Il amasse, pour ce faire, tous les yuans qu’il peut soustraire à la survie du petit clan familial dont il a la charge, à savoir Yun, sa chère épouse, Meifen, leur délicieuse ado, Madame Cui, sa belle-mère et le vieil oncle Hou-Chi, scotché en permanence devant son poste de TV.

Mais des forces contraires vont entraver la route et les résolutions  de ce patriarche don quichottesque de la Chine contemporaine: à peine a-t-il réuni la somme d’acquisition du bien, exigée par Monsieur Fan, son richissime propriétaire, que Monsieur Zhang le voit frapper d’un avis d’expropriation.  Perché sur une mine de terbium, le quartier va être rasé, qui  permettra à une importante compagnie  minière d’exploiter le minerai providentiel.

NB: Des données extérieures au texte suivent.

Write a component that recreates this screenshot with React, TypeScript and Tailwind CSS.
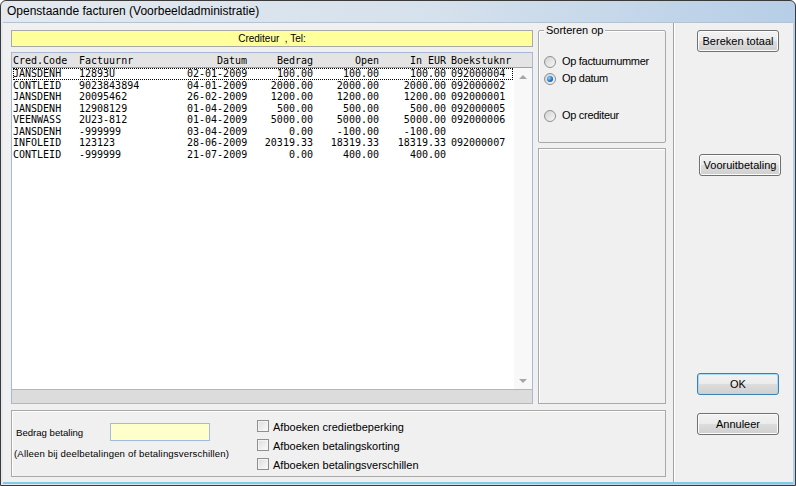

Tel David contre Goliath, Sisyphe contre son rocher, Wei entre en résistance totale, immodérée, contre ce monstrueux avatar d’un capitalisme chinois en pleine action.

Maniant la plume, la syntaxe, l’humour et le style avec une maîtrise imparable, Olivier Bleys, signe, je vous le certifie, un roman-phare, conte singulier, fabuleux, envoûtant, de notre littérature contemporaine.

Vous l’aurez compris: je vous en recommande vivement la lecture.

Apolline Elter

Discours d’un arbre sur la fragilité des hommes, Olivier Bleys, roman, Ed. Albin Michel, août 2015, 296 pp

 

Billet de haute faveur

AE : Olivier Bleys, sous le prétexte d’une acquisition à tout crin, c’est la vanité du capitalisme que vous fustigez en un chapelet de perles et de  de contes subtils. En  filigranes,  deux histoires d’amour, celui qui unit Wei et Yun mais aussi celui qui réunit,  pour l’éternité,   Bao et Fang, nouveaux Philémon et Baucis  [NDLR , conte d’Ovide] de la Chine contemporaine. L’amour a donc raison de l’éphémère ?

Olivier Bleys : Oui, assurément. Je ne crois pas que l’amour soit jamais vaincu, malgré des apparences souvent contraires sur l’imposture desquelles nombre de religions nous mettent en garde. L’amour est à mes yeux une force majuscule, une énergie puissante et souveraine à l’égal par exemple de la gravité qui nous attache au sol. Vaincre l’amour, en avoir raison, me paraît une ambition aussi vaine que d’effacer l’eau de la surface de la Terre. L’amour est là, pour toujours, et commande essentiellement à la plupart de nos actes — du moins, à ceux qui demeurent. Voilà pourquoi ce roman, malgré encore ce qui semble, est moins une fable sociale ou un conte écologique, moins une méditation économique ou un traité capitaliste qu’un  récit d’amour. Tel, du moins, je l’ai voulu… C’est la première fois, depuis vingt-trois ans et vingt-deux livres, que je dépeins un couple heureux, serein, solidaire, un couple amoureux en somme. Cela pourrait être un aspect très secondaire du roman or, comme vous l’avez deviné, c’en est le cœur et le foyer secret — au propre comme au figuré, le centre de gravité.